## What is expected
Examine the records and identify each line that includes the string "React". Copy those lines.

======== Material shown

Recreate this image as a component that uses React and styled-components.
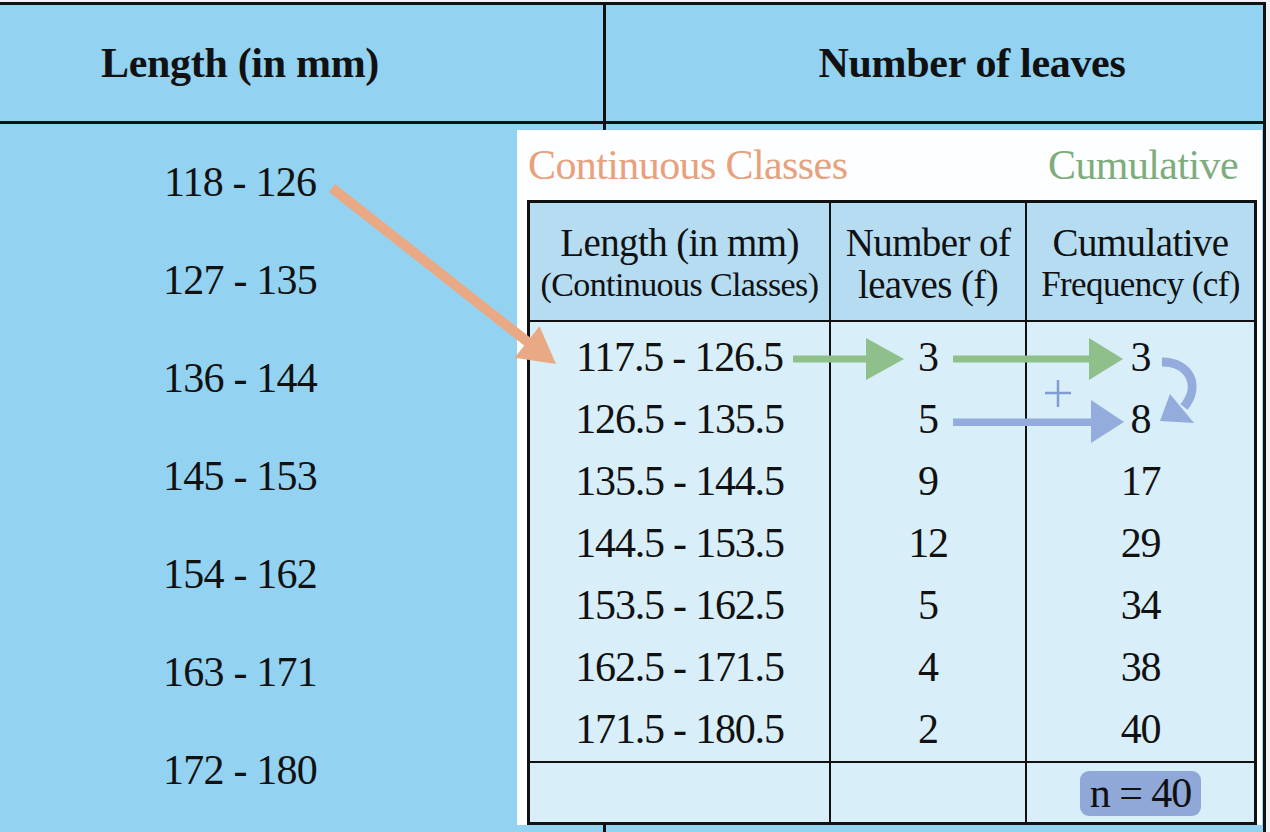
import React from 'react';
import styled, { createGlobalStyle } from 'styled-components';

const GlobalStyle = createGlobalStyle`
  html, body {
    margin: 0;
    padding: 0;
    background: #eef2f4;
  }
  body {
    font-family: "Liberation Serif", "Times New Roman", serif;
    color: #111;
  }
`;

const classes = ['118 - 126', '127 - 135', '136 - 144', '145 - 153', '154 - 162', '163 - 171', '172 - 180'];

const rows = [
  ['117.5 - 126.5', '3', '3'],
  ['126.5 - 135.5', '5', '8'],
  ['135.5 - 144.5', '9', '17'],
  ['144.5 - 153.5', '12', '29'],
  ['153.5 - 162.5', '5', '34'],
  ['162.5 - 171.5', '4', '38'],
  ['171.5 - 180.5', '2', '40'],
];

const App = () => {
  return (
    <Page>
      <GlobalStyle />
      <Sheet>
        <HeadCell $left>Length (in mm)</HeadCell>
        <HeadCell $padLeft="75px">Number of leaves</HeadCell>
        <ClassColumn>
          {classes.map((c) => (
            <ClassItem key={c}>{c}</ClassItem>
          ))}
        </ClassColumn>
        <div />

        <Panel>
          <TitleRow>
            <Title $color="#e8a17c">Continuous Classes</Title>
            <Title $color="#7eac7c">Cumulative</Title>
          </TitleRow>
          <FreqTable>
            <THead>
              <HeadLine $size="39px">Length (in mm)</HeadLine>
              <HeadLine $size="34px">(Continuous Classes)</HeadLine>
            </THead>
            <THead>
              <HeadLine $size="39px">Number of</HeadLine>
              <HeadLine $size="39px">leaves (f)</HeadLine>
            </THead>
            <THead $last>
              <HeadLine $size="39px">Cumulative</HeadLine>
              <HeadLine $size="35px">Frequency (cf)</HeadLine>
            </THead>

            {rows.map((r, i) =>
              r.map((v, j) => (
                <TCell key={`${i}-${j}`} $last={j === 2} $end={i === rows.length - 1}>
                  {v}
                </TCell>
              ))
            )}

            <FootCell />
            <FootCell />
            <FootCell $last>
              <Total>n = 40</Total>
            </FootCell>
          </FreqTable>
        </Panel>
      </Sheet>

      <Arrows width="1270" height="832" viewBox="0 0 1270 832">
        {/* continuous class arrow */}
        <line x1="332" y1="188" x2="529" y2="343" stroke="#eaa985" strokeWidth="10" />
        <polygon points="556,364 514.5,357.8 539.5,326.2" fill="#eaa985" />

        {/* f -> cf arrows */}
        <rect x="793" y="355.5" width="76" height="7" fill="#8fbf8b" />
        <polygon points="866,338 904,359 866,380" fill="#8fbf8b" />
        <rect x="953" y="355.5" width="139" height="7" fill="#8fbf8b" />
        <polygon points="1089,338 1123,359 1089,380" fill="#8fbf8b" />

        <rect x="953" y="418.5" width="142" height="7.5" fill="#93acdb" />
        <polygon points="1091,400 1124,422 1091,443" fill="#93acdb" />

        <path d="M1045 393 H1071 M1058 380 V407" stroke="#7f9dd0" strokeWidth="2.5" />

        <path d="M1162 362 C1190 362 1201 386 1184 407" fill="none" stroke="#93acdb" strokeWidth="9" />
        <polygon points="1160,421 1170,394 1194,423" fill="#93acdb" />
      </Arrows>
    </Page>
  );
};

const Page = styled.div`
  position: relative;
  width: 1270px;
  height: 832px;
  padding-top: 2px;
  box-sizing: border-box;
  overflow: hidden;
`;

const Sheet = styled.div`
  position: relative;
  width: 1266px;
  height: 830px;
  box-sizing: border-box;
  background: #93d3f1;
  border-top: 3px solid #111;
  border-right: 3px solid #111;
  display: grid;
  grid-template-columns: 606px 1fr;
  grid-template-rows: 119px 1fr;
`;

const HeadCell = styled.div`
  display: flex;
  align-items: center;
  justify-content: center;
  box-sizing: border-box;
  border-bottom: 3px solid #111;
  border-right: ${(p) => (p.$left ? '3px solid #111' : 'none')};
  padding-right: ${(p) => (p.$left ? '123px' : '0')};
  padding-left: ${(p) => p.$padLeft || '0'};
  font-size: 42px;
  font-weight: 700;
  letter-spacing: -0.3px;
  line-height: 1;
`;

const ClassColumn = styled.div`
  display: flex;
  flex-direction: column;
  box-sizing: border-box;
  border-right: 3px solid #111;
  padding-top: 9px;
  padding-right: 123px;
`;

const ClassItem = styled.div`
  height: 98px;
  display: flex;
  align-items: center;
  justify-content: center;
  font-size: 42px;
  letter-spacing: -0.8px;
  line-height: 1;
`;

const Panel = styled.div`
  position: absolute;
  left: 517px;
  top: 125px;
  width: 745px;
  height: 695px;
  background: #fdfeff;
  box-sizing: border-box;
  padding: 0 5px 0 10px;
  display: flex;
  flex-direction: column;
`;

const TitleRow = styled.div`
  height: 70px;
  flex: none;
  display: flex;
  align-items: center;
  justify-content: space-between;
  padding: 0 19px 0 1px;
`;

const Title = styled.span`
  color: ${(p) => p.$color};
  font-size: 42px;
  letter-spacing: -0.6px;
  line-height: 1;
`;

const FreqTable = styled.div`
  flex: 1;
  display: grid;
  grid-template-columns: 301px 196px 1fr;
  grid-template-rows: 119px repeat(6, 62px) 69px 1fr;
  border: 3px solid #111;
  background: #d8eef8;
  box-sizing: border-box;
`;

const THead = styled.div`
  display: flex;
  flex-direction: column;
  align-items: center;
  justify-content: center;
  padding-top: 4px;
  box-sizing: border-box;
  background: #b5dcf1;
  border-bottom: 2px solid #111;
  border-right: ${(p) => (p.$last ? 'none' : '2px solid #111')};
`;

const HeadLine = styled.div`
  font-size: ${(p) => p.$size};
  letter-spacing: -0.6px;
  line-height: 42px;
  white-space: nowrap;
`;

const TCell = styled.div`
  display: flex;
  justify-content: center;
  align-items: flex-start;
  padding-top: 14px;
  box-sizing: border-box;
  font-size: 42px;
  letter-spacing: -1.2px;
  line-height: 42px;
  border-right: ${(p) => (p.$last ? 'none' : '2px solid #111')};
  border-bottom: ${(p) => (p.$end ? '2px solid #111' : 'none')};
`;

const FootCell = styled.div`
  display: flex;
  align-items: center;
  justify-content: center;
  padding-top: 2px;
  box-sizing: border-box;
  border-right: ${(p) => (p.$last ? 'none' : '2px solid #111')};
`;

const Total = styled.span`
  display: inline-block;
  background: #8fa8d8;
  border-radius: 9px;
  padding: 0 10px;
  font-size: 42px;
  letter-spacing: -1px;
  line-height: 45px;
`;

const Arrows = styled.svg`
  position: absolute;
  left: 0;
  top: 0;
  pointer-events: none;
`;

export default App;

================
======== Material shown

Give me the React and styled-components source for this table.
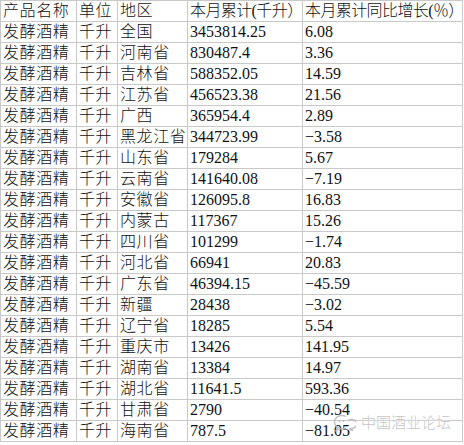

================
======== Material shown

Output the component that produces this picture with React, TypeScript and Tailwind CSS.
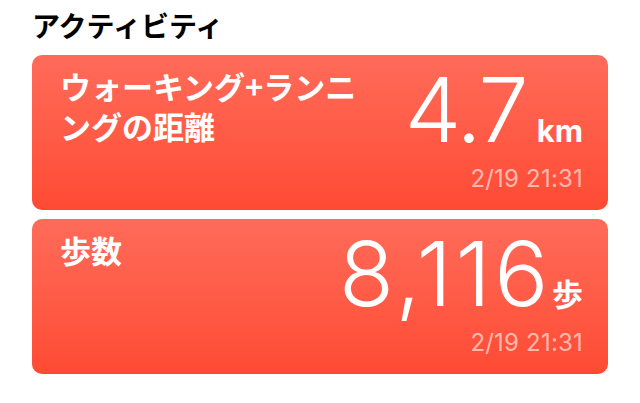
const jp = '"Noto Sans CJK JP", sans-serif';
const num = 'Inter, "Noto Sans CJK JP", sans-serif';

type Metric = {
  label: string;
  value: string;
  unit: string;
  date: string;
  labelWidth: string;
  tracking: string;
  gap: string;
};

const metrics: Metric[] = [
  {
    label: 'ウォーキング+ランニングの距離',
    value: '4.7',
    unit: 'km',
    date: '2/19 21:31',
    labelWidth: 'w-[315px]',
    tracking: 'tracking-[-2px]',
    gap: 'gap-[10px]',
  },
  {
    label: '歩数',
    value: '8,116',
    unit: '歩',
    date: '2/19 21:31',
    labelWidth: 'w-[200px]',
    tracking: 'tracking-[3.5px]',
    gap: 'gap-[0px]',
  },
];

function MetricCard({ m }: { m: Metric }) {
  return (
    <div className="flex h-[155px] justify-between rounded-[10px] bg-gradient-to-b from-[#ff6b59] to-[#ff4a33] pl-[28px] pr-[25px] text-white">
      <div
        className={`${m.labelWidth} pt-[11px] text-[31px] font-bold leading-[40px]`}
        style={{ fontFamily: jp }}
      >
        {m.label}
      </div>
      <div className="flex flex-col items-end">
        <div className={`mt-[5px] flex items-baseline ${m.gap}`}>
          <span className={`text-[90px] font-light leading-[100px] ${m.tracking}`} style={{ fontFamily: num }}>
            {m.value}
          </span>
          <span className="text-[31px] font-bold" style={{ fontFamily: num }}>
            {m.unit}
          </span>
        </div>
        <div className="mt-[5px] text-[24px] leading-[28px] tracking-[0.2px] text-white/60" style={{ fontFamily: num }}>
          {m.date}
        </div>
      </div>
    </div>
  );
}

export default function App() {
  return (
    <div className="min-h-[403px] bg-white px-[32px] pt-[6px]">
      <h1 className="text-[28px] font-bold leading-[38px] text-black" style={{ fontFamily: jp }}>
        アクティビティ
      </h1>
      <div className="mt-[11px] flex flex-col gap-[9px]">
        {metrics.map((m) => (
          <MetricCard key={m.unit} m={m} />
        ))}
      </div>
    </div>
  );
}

================

## Written solution
Recreate this image as a component that uses React and styled-components.
import React from 'react';
Give me the React and styled-components source for this table.
Output the component that produces this picture with React, TypeScript and Tailwind CSS.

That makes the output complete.